Entries supplied:
━━━━━━━━

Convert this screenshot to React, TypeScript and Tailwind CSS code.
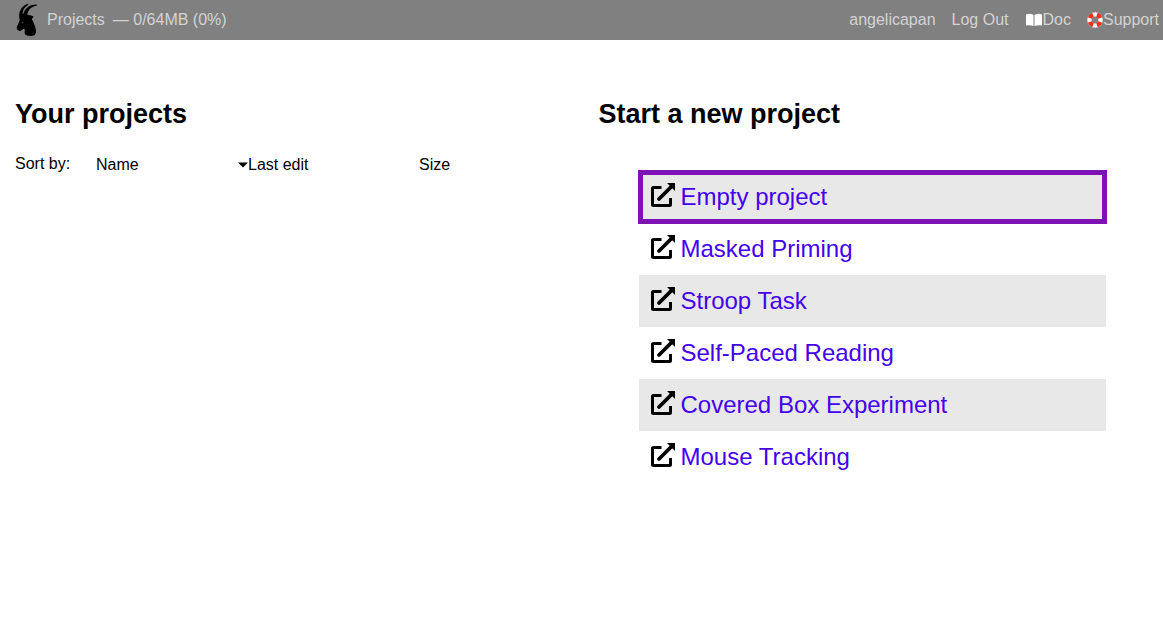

━━━━━━━━

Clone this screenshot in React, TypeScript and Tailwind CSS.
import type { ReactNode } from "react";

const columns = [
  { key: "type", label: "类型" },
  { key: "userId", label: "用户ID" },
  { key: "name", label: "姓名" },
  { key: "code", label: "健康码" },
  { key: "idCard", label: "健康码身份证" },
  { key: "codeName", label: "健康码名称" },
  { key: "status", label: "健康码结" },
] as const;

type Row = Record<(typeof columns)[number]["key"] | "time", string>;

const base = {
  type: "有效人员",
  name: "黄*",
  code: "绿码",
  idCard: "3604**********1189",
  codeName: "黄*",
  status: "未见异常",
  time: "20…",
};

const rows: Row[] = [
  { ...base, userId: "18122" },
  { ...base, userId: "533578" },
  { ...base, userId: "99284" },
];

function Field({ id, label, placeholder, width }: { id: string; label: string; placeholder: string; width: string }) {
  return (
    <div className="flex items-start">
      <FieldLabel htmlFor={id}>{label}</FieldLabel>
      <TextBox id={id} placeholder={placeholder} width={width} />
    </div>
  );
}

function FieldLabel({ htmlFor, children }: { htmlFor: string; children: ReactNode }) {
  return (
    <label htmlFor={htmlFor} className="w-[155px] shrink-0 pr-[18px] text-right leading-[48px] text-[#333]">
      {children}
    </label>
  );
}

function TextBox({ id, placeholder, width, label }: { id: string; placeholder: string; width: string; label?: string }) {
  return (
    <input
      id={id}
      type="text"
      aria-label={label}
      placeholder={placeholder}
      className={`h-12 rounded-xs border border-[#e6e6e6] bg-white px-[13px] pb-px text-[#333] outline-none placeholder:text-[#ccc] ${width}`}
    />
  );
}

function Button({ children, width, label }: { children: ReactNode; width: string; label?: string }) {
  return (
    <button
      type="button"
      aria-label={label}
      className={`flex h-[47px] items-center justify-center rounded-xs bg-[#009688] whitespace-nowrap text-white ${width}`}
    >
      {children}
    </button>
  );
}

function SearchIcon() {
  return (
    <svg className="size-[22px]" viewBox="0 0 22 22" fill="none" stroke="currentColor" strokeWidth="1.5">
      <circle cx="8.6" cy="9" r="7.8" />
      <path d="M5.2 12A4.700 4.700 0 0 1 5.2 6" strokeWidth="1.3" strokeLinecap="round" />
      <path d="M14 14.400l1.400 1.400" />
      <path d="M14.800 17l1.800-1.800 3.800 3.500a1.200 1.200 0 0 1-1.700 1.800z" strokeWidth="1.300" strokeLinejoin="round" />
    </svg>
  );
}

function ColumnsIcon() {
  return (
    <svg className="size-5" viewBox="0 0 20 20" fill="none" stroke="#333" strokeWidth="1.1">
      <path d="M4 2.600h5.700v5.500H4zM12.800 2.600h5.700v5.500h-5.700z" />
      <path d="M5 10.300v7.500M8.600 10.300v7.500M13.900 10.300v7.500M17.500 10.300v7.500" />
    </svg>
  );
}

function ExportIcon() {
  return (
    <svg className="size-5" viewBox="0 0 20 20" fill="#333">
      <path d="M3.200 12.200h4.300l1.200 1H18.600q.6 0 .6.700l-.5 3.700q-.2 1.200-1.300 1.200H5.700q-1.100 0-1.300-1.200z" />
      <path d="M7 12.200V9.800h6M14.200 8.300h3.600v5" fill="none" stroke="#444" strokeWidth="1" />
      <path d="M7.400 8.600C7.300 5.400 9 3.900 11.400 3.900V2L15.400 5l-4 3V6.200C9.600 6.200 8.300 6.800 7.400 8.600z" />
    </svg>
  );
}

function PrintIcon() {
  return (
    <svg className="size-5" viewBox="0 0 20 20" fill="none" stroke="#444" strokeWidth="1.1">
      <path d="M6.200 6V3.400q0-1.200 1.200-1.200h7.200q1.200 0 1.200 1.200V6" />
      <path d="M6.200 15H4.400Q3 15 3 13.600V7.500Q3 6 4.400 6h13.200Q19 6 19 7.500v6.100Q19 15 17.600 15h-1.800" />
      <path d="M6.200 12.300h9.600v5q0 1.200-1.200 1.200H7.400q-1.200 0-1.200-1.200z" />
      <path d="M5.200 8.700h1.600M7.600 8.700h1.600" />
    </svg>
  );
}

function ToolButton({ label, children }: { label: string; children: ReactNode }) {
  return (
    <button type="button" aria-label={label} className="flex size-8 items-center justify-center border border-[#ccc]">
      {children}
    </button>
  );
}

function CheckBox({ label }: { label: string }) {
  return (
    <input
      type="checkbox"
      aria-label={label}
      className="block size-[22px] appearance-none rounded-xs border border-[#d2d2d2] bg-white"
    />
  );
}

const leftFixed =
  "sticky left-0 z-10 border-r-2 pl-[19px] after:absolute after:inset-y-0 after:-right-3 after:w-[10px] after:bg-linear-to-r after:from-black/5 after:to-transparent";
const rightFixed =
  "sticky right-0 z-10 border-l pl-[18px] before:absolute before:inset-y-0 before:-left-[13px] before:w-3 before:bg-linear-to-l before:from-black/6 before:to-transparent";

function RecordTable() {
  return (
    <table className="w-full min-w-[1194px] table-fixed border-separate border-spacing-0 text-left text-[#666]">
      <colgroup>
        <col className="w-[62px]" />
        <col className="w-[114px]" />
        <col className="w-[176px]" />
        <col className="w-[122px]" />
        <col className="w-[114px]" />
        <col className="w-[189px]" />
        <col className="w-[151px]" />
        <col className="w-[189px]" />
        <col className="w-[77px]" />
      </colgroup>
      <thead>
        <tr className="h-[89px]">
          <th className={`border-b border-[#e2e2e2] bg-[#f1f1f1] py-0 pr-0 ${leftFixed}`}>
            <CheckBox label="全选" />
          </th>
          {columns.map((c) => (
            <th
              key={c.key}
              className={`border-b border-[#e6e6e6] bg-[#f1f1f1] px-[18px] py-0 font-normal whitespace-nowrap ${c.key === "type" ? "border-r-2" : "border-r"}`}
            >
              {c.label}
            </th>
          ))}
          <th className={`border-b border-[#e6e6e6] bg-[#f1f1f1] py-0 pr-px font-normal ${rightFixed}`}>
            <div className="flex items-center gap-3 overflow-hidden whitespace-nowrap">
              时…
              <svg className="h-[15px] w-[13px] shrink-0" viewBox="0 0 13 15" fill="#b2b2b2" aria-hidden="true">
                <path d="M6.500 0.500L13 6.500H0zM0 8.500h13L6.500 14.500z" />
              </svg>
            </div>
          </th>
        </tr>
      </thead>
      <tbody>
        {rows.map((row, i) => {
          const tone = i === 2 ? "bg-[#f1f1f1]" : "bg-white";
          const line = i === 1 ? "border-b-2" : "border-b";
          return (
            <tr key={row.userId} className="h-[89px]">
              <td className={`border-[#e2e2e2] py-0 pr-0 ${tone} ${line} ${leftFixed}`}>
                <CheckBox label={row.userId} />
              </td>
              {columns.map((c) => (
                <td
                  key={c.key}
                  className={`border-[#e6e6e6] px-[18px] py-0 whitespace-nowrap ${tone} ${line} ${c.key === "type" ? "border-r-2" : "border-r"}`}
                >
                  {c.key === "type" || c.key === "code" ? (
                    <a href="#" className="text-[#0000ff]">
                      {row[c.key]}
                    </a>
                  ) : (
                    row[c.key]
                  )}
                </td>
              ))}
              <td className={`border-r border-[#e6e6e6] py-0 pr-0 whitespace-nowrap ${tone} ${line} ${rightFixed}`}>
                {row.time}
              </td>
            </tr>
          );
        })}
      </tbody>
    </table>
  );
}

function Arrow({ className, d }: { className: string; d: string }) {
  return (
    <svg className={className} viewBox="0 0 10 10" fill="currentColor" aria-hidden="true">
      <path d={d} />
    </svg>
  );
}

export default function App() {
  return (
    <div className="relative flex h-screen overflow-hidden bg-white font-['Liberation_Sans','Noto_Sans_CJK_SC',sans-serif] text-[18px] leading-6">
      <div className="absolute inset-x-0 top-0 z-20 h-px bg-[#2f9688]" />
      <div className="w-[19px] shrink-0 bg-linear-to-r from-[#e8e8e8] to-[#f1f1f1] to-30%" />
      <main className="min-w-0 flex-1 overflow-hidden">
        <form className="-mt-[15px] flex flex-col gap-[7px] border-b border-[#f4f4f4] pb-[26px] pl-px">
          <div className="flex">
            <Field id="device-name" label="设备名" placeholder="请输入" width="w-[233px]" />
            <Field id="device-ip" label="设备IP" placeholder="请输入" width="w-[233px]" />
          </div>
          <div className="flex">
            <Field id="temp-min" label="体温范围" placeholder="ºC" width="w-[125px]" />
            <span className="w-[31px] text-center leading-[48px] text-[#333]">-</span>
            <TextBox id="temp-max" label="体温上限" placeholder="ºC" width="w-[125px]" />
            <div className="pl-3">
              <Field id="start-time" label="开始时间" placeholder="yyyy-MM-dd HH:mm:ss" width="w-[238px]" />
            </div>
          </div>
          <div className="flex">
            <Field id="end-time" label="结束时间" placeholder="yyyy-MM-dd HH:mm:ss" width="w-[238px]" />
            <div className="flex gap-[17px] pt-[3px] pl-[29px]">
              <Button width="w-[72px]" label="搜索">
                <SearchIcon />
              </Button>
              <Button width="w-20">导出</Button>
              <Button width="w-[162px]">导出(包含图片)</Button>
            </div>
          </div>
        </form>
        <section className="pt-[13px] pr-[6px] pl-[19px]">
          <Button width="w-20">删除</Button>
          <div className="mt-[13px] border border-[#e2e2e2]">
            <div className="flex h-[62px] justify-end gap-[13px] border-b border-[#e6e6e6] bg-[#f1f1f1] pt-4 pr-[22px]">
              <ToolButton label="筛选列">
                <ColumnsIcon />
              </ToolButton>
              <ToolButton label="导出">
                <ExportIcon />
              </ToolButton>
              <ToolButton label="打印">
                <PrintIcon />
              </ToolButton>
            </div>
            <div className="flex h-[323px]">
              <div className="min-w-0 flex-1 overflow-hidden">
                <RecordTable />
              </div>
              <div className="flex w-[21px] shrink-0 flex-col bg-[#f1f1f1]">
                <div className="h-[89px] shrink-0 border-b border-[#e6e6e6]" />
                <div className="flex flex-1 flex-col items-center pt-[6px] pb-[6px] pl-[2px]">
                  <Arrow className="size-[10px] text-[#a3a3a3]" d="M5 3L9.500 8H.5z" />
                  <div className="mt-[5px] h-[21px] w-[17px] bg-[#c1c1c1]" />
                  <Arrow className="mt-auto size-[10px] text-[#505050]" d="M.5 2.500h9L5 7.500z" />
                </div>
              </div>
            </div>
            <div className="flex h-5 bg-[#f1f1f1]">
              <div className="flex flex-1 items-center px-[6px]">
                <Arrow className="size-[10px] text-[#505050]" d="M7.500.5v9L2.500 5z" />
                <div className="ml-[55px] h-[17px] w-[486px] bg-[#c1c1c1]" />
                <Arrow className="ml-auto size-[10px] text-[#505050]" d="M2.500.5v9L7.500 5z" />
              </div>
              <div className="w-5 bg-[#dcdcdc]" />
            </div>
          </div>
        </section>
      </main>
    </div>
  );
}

━━━━━━━━

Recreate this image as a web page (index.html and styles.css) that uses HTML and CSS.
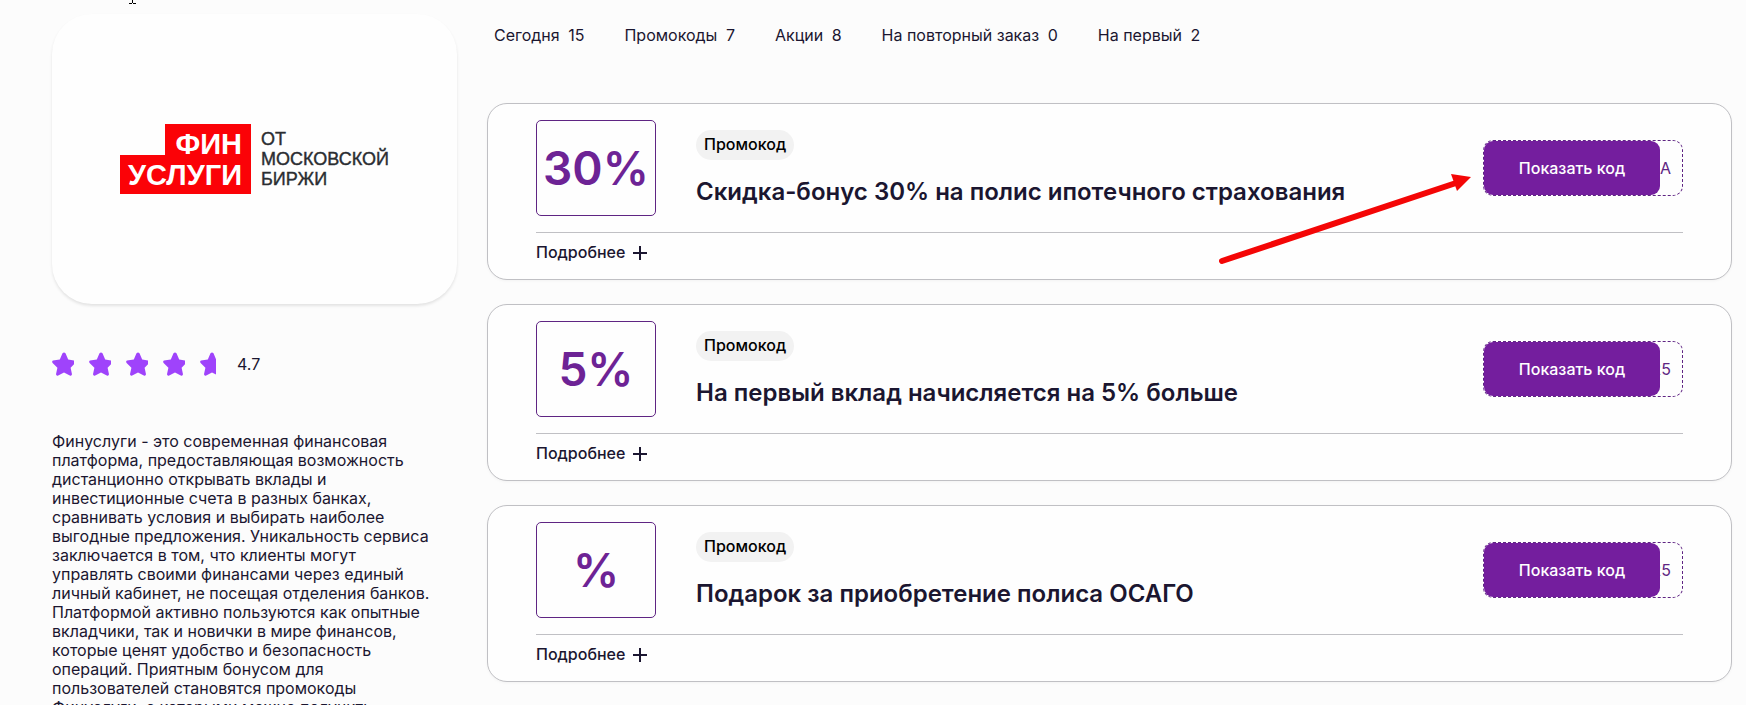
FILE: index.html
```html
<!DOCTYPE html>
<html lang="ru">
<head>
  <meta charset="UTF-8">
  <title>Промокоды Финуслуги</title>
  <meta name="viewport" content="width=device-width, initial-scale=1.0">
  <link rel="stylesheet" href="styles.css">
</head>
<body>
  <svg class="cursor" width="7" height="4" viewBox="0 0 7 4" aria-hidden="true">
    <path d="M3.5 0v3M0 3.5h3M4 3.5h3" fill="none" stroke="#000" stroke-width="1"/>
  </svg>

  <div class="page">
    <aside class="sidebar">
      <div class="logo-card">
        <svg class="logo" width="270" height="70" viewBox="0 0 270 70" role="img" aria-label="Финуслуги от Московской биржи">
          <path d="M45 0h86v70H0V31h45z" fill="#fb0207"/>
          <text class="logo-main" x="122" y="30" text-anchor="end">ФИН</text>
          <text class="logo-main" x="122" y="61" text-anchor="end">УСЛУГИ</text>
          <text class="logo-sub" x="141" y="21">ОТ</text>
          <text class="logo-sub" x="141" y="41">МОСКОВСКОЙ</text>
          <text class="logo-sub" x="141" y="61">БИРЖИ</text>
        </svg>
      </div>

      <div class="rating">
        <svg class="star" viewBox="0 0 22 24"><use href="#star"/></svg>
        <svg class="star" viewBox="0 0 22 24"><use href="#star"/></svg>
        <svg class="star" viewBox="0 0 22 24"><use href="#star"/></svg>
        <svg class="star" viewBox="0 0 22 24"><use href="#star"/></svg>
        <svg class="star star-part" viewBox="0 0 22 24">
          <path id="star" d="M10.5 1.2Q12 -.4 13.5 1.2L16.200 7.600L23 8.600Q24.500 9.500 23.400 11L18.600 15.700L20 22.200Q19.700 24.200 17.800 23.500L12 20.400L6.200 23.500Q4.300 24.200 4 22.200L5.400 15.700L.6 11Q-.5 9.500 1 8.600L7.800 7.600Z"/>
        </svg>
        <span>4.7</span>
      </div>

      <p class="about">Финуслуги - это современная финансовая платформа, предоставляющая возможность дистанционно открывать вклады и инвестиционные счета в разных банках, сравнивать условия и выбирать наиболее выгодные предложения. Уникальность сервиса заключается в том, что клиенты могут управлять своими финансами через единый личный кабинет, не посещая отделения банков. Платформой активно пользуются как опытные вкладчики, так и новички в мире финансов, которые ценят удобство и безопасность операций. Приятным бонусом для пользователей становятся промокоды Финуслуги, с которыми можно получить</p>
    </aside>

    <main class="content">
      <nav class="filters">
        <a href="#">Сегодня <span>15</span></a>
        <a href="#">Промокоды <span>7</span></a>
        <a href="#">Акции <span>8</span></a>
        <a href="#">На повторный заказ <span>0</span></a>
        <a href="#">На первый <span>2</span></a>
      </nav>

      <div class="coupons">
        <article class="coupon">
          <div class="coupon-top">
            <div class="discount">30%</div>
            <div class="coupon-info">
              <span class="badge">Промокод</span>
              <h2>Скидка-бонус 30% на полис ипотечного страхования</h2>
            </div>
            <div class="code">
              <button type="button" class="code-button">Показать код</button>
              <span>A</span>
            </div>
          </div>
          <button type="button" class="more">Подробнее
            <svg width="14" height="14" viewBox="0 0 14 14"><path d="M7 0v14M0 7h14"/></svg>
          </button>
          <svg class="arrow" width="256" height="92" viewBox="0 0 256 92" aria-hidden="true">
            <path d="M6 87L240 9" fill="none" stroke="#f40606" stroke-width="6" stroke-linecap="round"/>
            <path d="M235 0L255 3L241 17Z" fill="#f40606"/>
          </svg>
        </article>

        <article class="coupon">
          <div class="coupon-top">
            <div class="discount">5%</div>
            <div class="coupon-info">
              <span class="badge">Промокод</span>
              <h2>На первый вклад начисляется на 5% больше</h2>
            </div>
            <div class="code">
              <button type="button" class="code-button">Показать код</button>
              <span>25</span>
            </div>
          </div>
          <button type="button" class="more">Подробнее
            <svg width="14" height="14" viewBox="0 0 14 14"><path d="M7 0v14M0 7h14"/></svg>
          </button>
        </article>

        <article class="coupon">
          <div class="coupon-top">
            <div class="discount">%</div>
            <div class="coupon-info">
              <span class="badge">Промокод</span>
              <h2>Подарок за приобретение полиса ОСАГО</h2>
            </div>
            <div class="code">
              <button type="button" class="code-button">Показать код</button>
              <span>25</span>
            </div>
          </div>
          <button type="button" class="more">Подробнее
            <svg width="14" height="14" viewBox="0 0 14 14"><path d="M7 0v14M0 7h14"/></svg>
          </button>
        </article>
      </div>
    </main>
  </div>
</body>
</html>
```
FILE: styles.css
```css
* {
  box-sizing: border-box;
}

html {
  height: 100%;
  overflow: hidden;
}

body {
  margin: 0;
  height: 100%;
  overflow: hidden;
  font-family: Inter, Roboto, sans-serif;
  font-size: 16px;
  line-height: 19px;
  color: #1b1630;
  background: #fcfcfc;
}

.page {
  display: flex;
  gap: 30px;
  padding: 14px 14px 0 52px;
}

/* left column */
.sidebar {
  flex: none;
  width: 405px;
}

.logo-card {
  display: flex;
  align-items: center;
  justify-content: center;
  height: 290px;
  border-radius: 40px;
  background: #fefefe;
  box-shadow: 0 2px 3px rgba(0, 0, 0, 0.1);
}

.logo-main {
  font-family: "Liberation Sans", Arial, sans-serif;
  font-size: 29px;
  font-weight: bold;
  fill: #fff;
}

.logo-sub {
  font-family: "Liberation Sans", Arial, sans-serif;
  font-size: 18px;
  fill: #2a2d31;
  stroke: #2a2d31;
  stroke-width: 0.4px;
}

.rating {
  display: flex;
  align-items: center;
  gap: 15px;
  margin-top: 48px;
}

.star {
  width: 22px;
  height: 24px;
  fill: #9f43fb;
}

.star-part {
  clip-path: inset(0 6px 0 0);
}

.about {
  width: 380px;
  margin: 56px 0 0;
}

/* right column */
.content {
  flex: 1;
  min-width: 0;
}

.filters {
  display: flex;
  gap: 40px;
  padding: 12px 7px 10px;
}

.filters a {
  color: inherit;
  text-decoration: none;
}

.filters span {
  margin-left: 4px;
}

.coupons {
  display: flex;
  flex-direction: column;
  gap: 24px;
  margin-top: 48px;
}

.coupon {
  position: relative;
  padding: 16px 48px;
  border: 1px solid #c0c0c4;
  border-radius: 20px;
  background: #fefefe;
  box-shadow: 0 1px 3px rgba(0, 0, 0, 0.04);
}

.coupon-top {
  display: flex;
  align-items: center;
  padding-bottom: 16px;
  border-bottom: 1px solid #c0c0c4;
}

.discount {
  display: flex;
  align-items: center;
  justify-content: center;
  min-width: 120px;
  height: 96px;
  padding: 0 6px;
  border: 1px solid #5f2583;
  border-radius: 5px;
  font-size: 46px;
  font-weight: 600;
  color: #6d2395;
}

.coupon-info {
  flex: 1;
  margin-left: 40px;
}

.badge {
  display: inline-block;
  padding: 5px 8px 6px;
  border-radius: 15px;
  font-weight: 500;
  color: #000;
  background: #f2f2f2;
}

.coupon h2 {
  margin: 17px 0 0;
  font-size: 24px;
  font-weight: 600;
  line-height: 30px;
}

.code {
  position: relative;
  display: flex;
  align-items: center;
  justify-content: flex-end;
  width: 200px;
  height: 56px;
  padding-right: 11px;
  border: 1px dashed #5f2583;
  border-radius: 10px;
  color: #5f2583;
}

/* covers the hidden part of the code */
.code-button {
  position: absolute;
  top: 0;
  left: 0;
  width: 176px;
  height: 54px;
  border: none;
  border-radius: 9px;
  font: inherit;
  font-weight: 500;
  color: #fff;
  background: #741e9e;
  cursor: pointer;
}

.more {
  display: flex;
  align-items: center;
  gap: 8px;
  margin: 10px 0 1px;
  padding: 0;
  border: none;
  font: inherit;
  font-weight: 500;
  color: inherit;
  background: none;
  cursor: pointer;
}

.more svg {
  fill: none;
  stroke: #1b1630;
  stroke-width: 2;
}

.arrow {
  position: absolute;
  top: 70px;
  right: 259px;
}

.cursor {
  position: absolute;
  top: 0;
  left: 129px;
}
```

━━━━━━━━

Task prompt:
From the listing above, copy all lines holding the word "screenshot".

Solution to the exercise:
Convert this screenshot to React, TypeScript and Tailwind CSS code.
Clone this screenshot in React, TypeScript and Tailwind CSS.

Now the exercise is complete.